Work to complete:
Print the listing from its top line through the line containing "string; name: string;", nothing more, and leave out the pictures.

• • •

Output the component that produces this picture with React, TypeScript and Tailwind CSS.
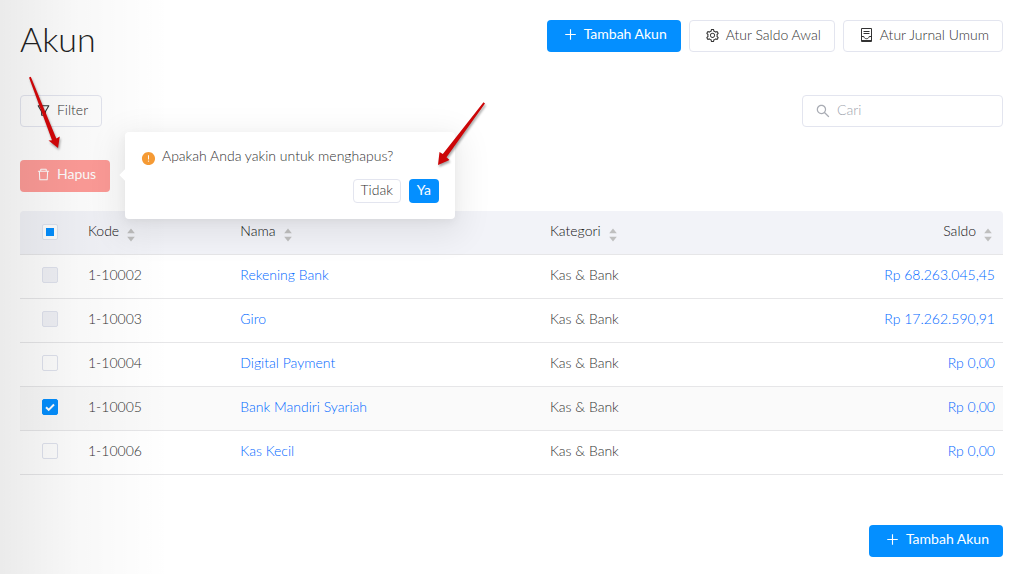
import { useState } from "react";
import type { ReactNode } from "react";
import {
  AiOutlinePlus,
  AiOutlineSetting,
  AiOutlineFilter,
  AiOutlineDelete,
  AiOutlineSearch,
  AiFillExclamationCircle,
} from "react-icons/ai";

type Account = { code: string; name: string; category: string; balance: string; locked?: boolean };

const accounts: Account[] = [
  { code: "1-10002", name: "Rekening Bank", category: "Kas & Bank", balance: "Rp 68.263.045,45", locked: true },
  { code: "1-10003", name: "Giro", category: "Kas & Bank", balance: "Rp 17.262.590,91", locked: true },
  { code: "1-10004", name: "Digital Payment", category: "Kas & Bank", balance: "Rp 0,00" },
  { code: "1-10005", name: "Bank Mandiri Syariah", category: "Kas & Bank", balance: "Rp 0,00" },
  { code: "1-10006", name: "Kas Kecil", category: "Kas & Bank", balance: "Rp 0,00" },
];

function JournalIcon() {
  return (
    <svg width="15" height="14" viewBox="0 0 15 14" fill="none" stroke="currentColor" aria-hidden="true">
      <path d="M2.500 .5h10v13h-10z" />
      <path d="M4.500 3.500h6M4.500 5.500h6" />
      <path d="M2.500 8.500h2.300c.3 1.400 1.300 2.200 2.700 2.200s2.400-.8 2.700-2.200h2.300M2.500 12.500h10" />
    </svg>
  );
}

function PrimaryButton({ children }: { children: ReactNode }) {
  return (
    <button type="button" className="flex h-8 items-center gap-1.5 rounded bg-[#048fff] pr-3.5 pb-1 pl-4 font-normal text-white">
      {children}
    </button>
  );
}

function OutlineButton({ children }: { children: ReactNode }) {
  return (
    <button type="button" className="flex h-8 items-center gap-1.5 rounded border border-[#e3e5ef] pr-[13px] pb-0.5 pl-[15px]">
      {children}
    </button>
  );
}

function Sorter() {
  return (
    <svg className="mt-1.5" width="8" height="14" viewBox="0 0 8 14" fill="#bfbfbf" aria-hidden="true">
      <path d="M4 .5 7.800 5.200H.2zM4 13.500.2 8.800h7.600z" />
    </svg>
  );
}

function Tick({
  label,
  checked,
  disabled,
  mixed,
  onChange,
}: {
  label: string;
  checked: boolean;
  disabled?: boolean;
  mixed?: boolean;
  onChange: () => void;
}) {
  return (
    <label className="relative mx-auto block size-4">
      <input
        type="checkbox"
        aria-label={label}
        checked={checked}
        disabled={disabled}
        onChange={onChange}
        ref={(el) => {
          if (el) el.indeterminate = !!mixed;
        }}
        className="peer block size-4 appearance-none rounded-xs border border-[#e0e3ee] bg-white checked:border-[#048fff] checked:bg-[#048fff] disabled:bg-[#f1f2f7]"
      />
      <svg
        className="pointer-events-none absolute inset-0 hidden peer-checked:block"
        width="16"
        height="16"
        viewBox="0 0 16 16"
        fill="none"
        stroke="#fff"
        strokeWidth="2"
        aria-hidden="true"
      >
        <path d="m4 8.200 2.700 2.700L12 5.500" />
      </svg>
      <span className="pointer-events-none absolute inset-1 hidden bg-[#048fff] peer-indeterminate:block" />
    </label>
  );
}

export default function App() {
  const [selected, setSelected] = useState<string[]>(["1-10005"]);
  const toggle = (code: string) =>
    setSelected((s) => (s.includes(code) ? s.filter((c) => c !== code) : [...s, code]));
  const free = accounts.filter((a) => !a.locked).map((a) => a.code);
  const all = selected.length === free.length;

  return (
    <div className="relative min-h-screen bg-white py-5 pr-[22px] pl-5 font-['Lato','Open_Sans',sans-serif] text-sm font-light text-[#333]">
      <header className="flex items-start justify-between">
        <h1 className="text-[34px] leading-[38px] text-[#222]">Akun</h1>
        <div className="flex gap-2">
          <PrimaryButton>
            <AiOutlinePlus size={15} />
            Tambah Akun
          </PrimaryButton>
          <OutlineButton>
            <AiOutlineSetting size={15} />
            Atur Saldo Awal
          </OutlineButton>
          <OutlineButton>
            <JournalIcon />
            Atur Jurnal Umum
          </OutlineButton>
        </div>
      </header>

      <div className="mt-[37px] flex justify-between">
        <OutlineButton>
          <AiOutlineFilter size={15} />
          Filter
        </OutlineButton>
        <label className="flex h-8 w-[201px] items-center gap-1.5 rounded border border-[#e3e5ef] px-3 text-[#a9acb4]">
          <AiOutlineSearch size={16} className="shrink-0" />
          <input
            type="search"
            aria-label="Cari"
            placeholder="Cari"
            className="w-full min-w-0 bg-transparent pb-0.5 outline-none placeholder:text-[#a0a4ae]"
          />
        </label>
      </div>

      <div className="relative mt-[33px] w-fit">
        <button type="button" className="flex h-8 items-center gap-1.5 rounded bg-[#ff9c98] pr-3.5 pb-1 pl-4 font-normal text-white">
          <AiOutlineDelete size={15} />
          Hapus
        </button>
        <div
          role="dialog"
          aria-label="Konfirmasi hapus"
          className="absolute -top-7 left-[105px] z-20 w-[330px] rounded bg-white px-4 pt-[13px] pb-4 shadow-[0_9px_32px_8px_rgba(0,0,0,0.07),0_3px_10px_rgba(0,0,0,0.05)]"
        >
          <span className="absolute top-[39px] -left-1 size-2 rotate-45 bg-white" />
          <p className="flex items-center gap-1.5 leading-[22px]">
            <AiFillExclamationCircle size={15} className="mt-1 text-[#f59a34]" />
            Apakah Anda yakin untuk menghapus?
          </p>
          <div className="mt-3 flex justify-end gap-2">
            <button type="button" className="flex h-6 items-center rounded border border-[#e3e5ef] px-[7px] pb-0.5">
              Tidak
            </button>
            <button type="button" className="flex h-6 items-center rounded bg-[#048fff] px-2 pb-0.5 font-normal text-white">
              Ya
            </button>
          </div>
        </div>
      </div>

      <table className="mt-[19px] w-full table-fixed border-separate border-spacing-0">
        <colgroup>
          <col className="w-[60px]" />
          <col className="w-[15.5%]" />
          <col className="w-[31.5%]" />
          <col />
          <col />
        </colgroup>
        <thead>
          <tr className="text-left text-[#111] [&>th]:h-11 [&>th]:border-b [&>th]:border-[#e6e6e8] [&>th]:bg-[#f2f3f8] [&>th]:px-2 [&>th]:pb-0.5 [&>th]:font-light">
            <th className="rounded-tl">
              <Tick
                label="Pilih semua"
                checked={all}
                mixed={selected.length > 0 && !all}
                onChange={() => setSelected(all ? [] : free)}
              />
            </th>
            {["Kode", "Nama", "Kategori"].map((title) => (
              <th key={title}>
                <span className="flex items-center gap-2">
                  <span className="pb-0.5">{title}</span>
                  <Sorter />
                </span>
              </th>
            ))}
            <th className="rounded-tr">
              <span className="flex items-center justify-end gap-2 pr-[3px]">
                <span className="pb-0.5">Saldo</span>
                <Sorter />
              </span>
            </th>
          </tr>
        </thead>
        <tbody>
          {accounts.map((a) => {
            const on = selected.includes(a.code);
            return (
              <tr
                key={a.code}
                className={`[&>td]:h-11 [&>td]:border-b [&>td]:border-[#e6e6e8] [&>td]:px-2 [&>td]:pb-[3px] ${on ? "bg-[#fafafa]" : "bg-white"}`}
              >
                <td>
                  <Tick label={`Pilih ${a.name}`} checked={on} disabled={a.locked} onChange={() => toggle(a.code)} />
                </td>
                <td>{a.code}</td>
                <td>
                  <a href="#" className="text-[#0068ff]">{a.name}</a>
                </td>
                <td>{a.category}</td>
                <td className="text-right">
                  <a href="#" className="text-[#0068ff]">{a.balance}</a>
                </td>
              </tr>
            );
          })}
        </tbody>
      </table>

      <footer className="mt-[50px] flex justify-end">
        <PrimaryButton>
          <AiOutlinePlus size={15} />
          Tambah Akun
        </PrimaryButton>
      </footer>

      <div className="pointer-events-none absolute inset-y-0 left-0 z-10 w-[170px] bg-linear-to-r from-black/8 via-black/3 via-45% to-transparent" />

      <svg
        className="pointer-events-none absolute top-0 left-0 z-30 drop-shadow-[1px_2px_1px_rgba(0,0,0,0.35)]"
        width="500"
        height="180"
        viewBox="0 0 500 180"
        fill="#cc0608"
        aria-hidden="true"
      >
        <path d="M29 77.500 30.800 76.800 56.300 138.500 59.800 136.500 58 148 48.500 140.500 52 140.300z" />
        <path d="M483.500 102.300 485 103.500 446.500 157.300 449.500 160 438 165 439.500 152 442.800 154z" />
      </svg>
    </div>
  );
}
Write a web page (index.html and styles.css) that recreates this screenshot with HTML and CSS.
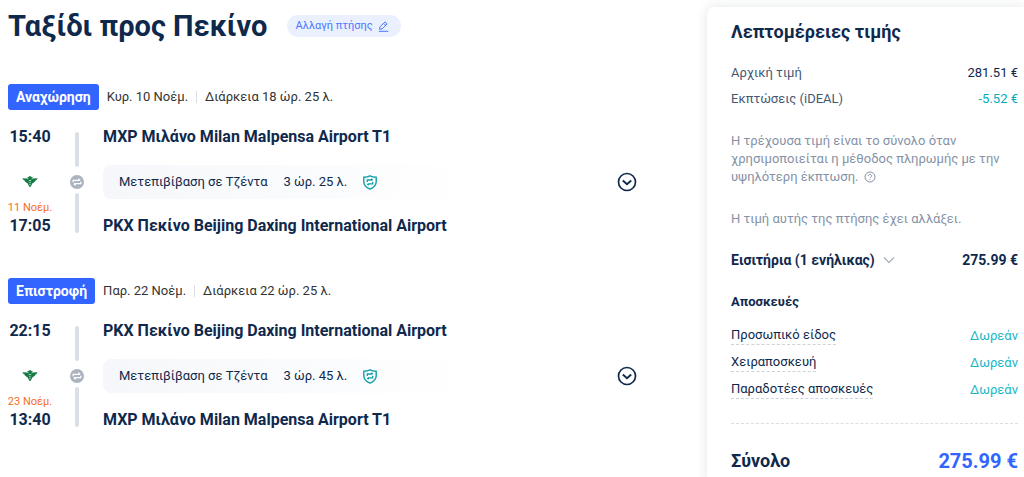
FILE: index.html
```html
<!DOCTYPE html>
<html lang="el">
<head>
    <meta charset="UTF-8">
    <meta name="viewport" content="width=device-width, initial-scale=1.0">
    <title>Ταξίδι προς Πεκίνο</title>
    <link rel="stylesheet" href="styles.css">
</head>
<body>
    <!-- Shared icons -->
    <svg class="sprite" aria-hidden="true">
        <symbol id="airline" viewBox="0 0 16 12">
            <path d="M.3 2.300 5.600 2.600 6.200 3.400 6.300 2.200 5 1.700 8 0l3 1.700-1.300.5.1 1.200.6-.8 5.300-.3-1.400 1.900-.9.300-.4 1.200-1 .2-.5 1.200-1.100.2-.9 2L8 11.600 6.500 9.300l-.9-2-1.100-.2L4 5.900l-1-.2-.4-1.200-.9-.3z" fill="#167a45"/>
            <path d="M6.800 4.900 8 4.300l1.200.6M7.200 6.700h1.600M7.400 8.500h1.200" fill="none" stroke="#fff" stroke-width=".7"/>
        </symbol>
        <symbol id="transfer" viewBox="0 0 14 14">
            <circle cx="7" cy="7" r="7" fill="#acb4bf"/>
            <path d="M3.200 7.200V5.400h6.600M8.400 3.800l1.700 1.600M10.800 6.800v1.900H4.200M5.600 10.300 3.900 8.700" fill="none" stroke="#fff" stroke-width="1.300"/>
        </symbol>
        <symbol id="shield" viewBox="0 0 14 15">
            <path d="M7 .8c1.800 1 3.800 1.400 6.200 1.500v4.500c0 3.300-2.500 5.800-6.200 7.400C3.300 12.600.8 10.100.8 6.800V2.300C3.200 2.200 5.200 1.800 7 .8z" fill="none" stroke="#109fa8" stroke-width="1.400"/>
            <path d="M4.300 7V5h5M8.300 3.700 9.700 5M9.700 6.800v2.100H4.700M5.700 10.200 4.300 8.900" fill="none" stroke="#109fa8" stroke-width="1.300"/>
        </symbol>
        <symbol id="expand" viewBox="0 0 20 20">
            <circle cx="10" cy="10" r="8.500" fill="none" stroke="#0f294d" stroke-width="1.700"/>
            <path d="m5.800 8.500 4.200 3.700 4.200-3.700" fill="none" stroke="#0f294d" stroke-width="1.900"/>
        </symbol>
    </svg>

    <div class="page">
        <main class="trip">
            <div class="trip-header">
                <h1>Ταξίδι προς Πεκίνο</h1>
                <button type="button" class="change-btn">
                    Αλλαγή πτήσης
                    <svg width="11" height="11" viewBox="0 0 11 11" fill="none" stroke="currentColor"><path d="M1.500 8.300 2 5.800 7 .9l2.100 2-4.900 4.900zM5.600 2.300l2 2M.8 10.300h9.500"/></svg>
                </button>
            </div>

            <!-- Outbound -->
            <section class="leg">
                <div class="leg-header">
                    <span class="tag">Αναχώρηση</span>
                    <span class="leg-date">Κυρ. 10 Νοέμ.</span>
                    <span class="leg-duration">Διάρκεια 18 ώρ. 25 λ.</span>
                </div>
                <div class="leg-body">
                    <div class="times">
                        <div class="time">15:40</div>
                        <svg class="airline"><use href="#airline"/></svg>
                        <div class="next-day">11 Νοέμ.</div>
                        <div class="time">17:05</div>
                    </div>
                    <div class="rail">
                        <div class="rail-top"></div>
                        <svg class="transfer"><use href="#transfer"/></svg>
                        <div class="rail-bottom"></div>
                    </div>
                    <div class="stops">
                        <div class="airport">MXP Μιλάνο Milan Malpensa Airport T1</div>
                        <div class="layover">
                            <div class="layover-info">
                                <span>Μετεπιβίβαση σε Τζέντα</span>
                                <span>3 ώρ. 25 λ.</span>
                                <svg class="shield"><use href="#shield"/></svg>
                            </div>
                            <button type="button" class="expand-btn" aria-label="Λεπτομέρειες αναχώρησης"><svg><use href="#expand"/></svg></button>
                        </div>
                        <div class="airport">PKX Πεκίνο Beijing Daxing International Airport</div>
                    </div>
                </div>
            </section>

            <!-- Return -->
            <section class="leg">
                <div class="leg-header">
                    <span class="tag">Επιστροφή</span>
                    <span class="leg-date">Παρ. 22 Νοέμ.</span>
                    <span class="leg-duration">Διάρκεια 22 ώρ. 25 λ.</span>
                </div>
                <div class="leg-body">
                    <div class="times">
                        <div class="time">22:15</div>
                        <svg class="airline"><use href="#airline"/></svg>
                        <div class="next-day">23 Νοέμ.</div>
                        <div class="time">13:40</div>
                    </div>
                    <div class="rail">
                        <div class="rail-top"></div>
                        <svg class="transfer"><use href="#transfer"/></svg>
                        <div class="rail-bottom"></div>
                    </div>
                    <div class="stops">
                        <div class="airport">PKX Πεκίνο Beijing Daxing International Airport</div>
                        <div class="layover">
                            <div class="layover-info">
                                <span>Μετεπιβίβαση σε Τζέντα</span>
                                <span>3 ώρ. 45 λ.</span>
                                <svg class="shield"><use href="#shield"/></svg>
                            </div>
                            <button type="button" class="expand-btn" aria-label="Λεπτομέρειες επιστροφής"><svg><use href="#expand"/></svg></button>
                        </div>
                        <div class="airport">MXP Μιλάνο Milan Malpensa Airport T1</div>
                    </div>
                </div>
            </section>
        </main>

        <!-- Price details -->
        <aside class="price-card">
            <h2>Λεπτομέρειες τιμής</h2>
            <div class="row muted"><span>Αρχική τιμή</span><span class="amount">281.51 €</span></div>
            <div class="row muted"><span>Εκπτώσεις (iDEAL)</span><span class="discount">-5.52 €</span></div>
            <p class="note">Η τρέχουσα τιμή είναι το σύνολο όταν χρησιμοποιείται η μέθοδος πληρωμής με την υψηλότερη έκπτωση.
                <svg class="help" viewBox="0 0 12 12" fill="none" stroke="currentColor"><circle cx="6" cy="6" r="5"/><path d="M4.400 4.900c0-2 3.200-2 3.200 0 0 1-1.600 1.100-1.600 2.200M6 7.900v1"/></svg>
            </p>
            <p class="note">Η τιμή αυτής της πτήσης έχει αλλάξει.</p>
            <div class="row tickets">
                <button type="button" class="toggle">Εισιτήρια (1 ενήλικας)
                    <svg width="12" height="8" viewBox="0 0 12 8" fill="none" stroke="#acb4bf" stroke-width="1.300"><path d="m1 1.500 5 5 5-5"/></svg>
                </button>
                <span>275.99 €</span>
            </div>
            <h3>Αποσκευές</h3>
            <div class="row bag"><span class="hint">Προσωπικό είδος</span><span class="free">Δωρεάν</span></div>
            <div class="row bag"><span class="hint">Χειραποσκευή</span><span class="free">Δωρεάν</span></div>
            <div class="row bag"><span class="hint">Παραδοτέες αποσκευές</span><span class="free">Δωρεάν</span></div>
            <div class="row total"><span>Σύνολο</span><span class="total-price">275.99 €</span></div>
        </aside>
    </div>
</body>
</html>
```
FILE: styles.css
```css
* {
    box-sizing: border-box;
}
body {
    font-family: Roboto, 'Liberation Sans', sans-serif;
    margin: 0;
    font-size: 13px;
    line-height: 18px;
    color: #0f294d;
    background: #fff;
}
button {
    font: inherit;
    color: inherit;
    border: 0;
    padding: 0;
    background: none;
    cursor: pointer;
}
h1, h2, h3, p {
    margin: 0;
}
.sprite {
    display: none;
}
.page {
    display: flex;
    min-height: 100vh;
    overflow: hidden;
}

/* Trip */
.trip {
    flex: 1;
    min-width: 0;
    padding: 6px 70px 0 8px;
}
.trip-header {
    display: flex;
    align-items: center;
    gap: 20px;
    margin-bottom: 38px;
}
h1 {
    font-size: 29px;
    line-height: 40px;
}
.change-btn {
    display: flex;
    align-items: center;
    gap: 5px;
    height: 22px;
    padding: 0 12px 0 8px;
    font-size: 11px;
    color: #4978ff;
    background: #ebf0ff;
    border-radius: 11px;
}
.leg {
    margin-bottom: 42px;
}
.leg-header {
    display: flex;
    align-items: center;
    margin-bottom: 17px;
    color: #333;
}
.tag {
    padding: 4px 8px;
    margin-right: 8px;
    font-size: 14px;
    font-weight: bold;
    color: #fff;
    background: #3264ff;
    border-radius: 3px;
}
.leg-duration {
    margin-left: 8px;
    padding-left: 8px;
    line-height: 12px;
    border-left: 1px solid #dadfe6;
}
.leg-body {
    display: flex;
}
.times {
    display: flex;
    flex-direction: column;
    align-items: center;
    width: 44px;
}
.time, .airport {
    font-size: 16px;
    line-height: 20px;
    font-weight: bold;
}
.airline {
    width: 16px;
    height: 12px;
    margin: 29px 0 12px;
}
.next-day {
    font-size: 11px;
    line-height: 16px;
    color: #f56e1e;
    white-space: nowrap;
}
.rail {
    display: flex;
    flex-direction: column;
    align-items: center;
    width: 50px;
    padding: 5px 0 3px;
}
.rail-top, .rail-bottom {
    width: 4px;
    background: #dadfe6;
    border-radius: 2px;
}
.rail-top {
    height: 35px;
}
.rail-bottom {
    flex: 1;
}
.transfer {
    width: 14px;
    height: 14px;
    margin: 8px 0 4px;
}
.stops {
    flex: 1;
    padding-left: 1px;
}
.layover {
    display: flex;
    align-items: center;
    justify-content: space-between;
    margin: 18px 0 17px;
}
.layover-info {
    display: flex;
    align-items: center;
    gap: 16px;
    flex: 0 1 370px;
    height: 34px;
    padding-left: 16px;
    background: linear-gradient(90deg, #f5f7fa, #fff);
    border-radius: 8px;
}
.shield {
    width: 14px;
    height: 15px;
}
.expand-btn, .expand-btn svg {
    display: block;
    width: 20px;
    height: 20px;
}

/* Price card */
.price-card {
    width: 317px;
    margin-top: 7px;
    padding: 12px 6px 0 24px;
    background: #fff;
    border-radius: 8px 0 0 0;
    box-shadow: 0 0 12px rgba(15, 41, 77, 0.12);
}
h2 {
    font-size: 18px;
    line-height: 26px;
    margin-bottom: 19px;
}
.row {
    display: flex;
    align-items: center;
    justify-content: space-between;
    margin-bottom: 8px;
}
.muted {
    color: #455873;
}
.amount {
    color: #0f294d;
}
.discount {
    color: #06aebd;
}
.note {
    margin-top: 24px;
    color: #8592a6;
}
.help {
    width: 12px;
    height: 12px;
    margin-left: 2px;
    vertical-align: -2px;
}
.tickets {
    margin: 23px 0 24px;
    font-size: 14px;
    font-weight: bold;
}
.toggle {
    display: flex;
    align-items: center;
    gap: 8px;
}
h3 {
    font-size: 13px;
    margin-bottom: 15px;
}
.hint {
    border-bottom: 1px dashed #ced2d9;
}
.free {
    color: #19b6c4;
}
.total {
    margin-top: 24px;
    padding-top: 24px;
    border-top: 1px dashed #dadfe6;
    font-size: 18px;
    line-height: 26px;
    font-weight: bold;
}
.total-price {
    font-size: 20px;
    color: #3264ff;
}
```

• • •

Task solution:
Output the component that produces this picture with React, TypeScript and Tailwind CSS.
import { useState } from "react";
import type { ReactNode } from "react";
import {
  AiOutlinePlus,
  AiOutlineSetting,
  AiOutlineFilter,
  AiOutlineDelete,
  AiOutlineSearch,
  AiFillExclamationCircle,
} from "react-icons/ai";

type Account = { code: string; name: string; category: string; balance: string; locked?: boolean };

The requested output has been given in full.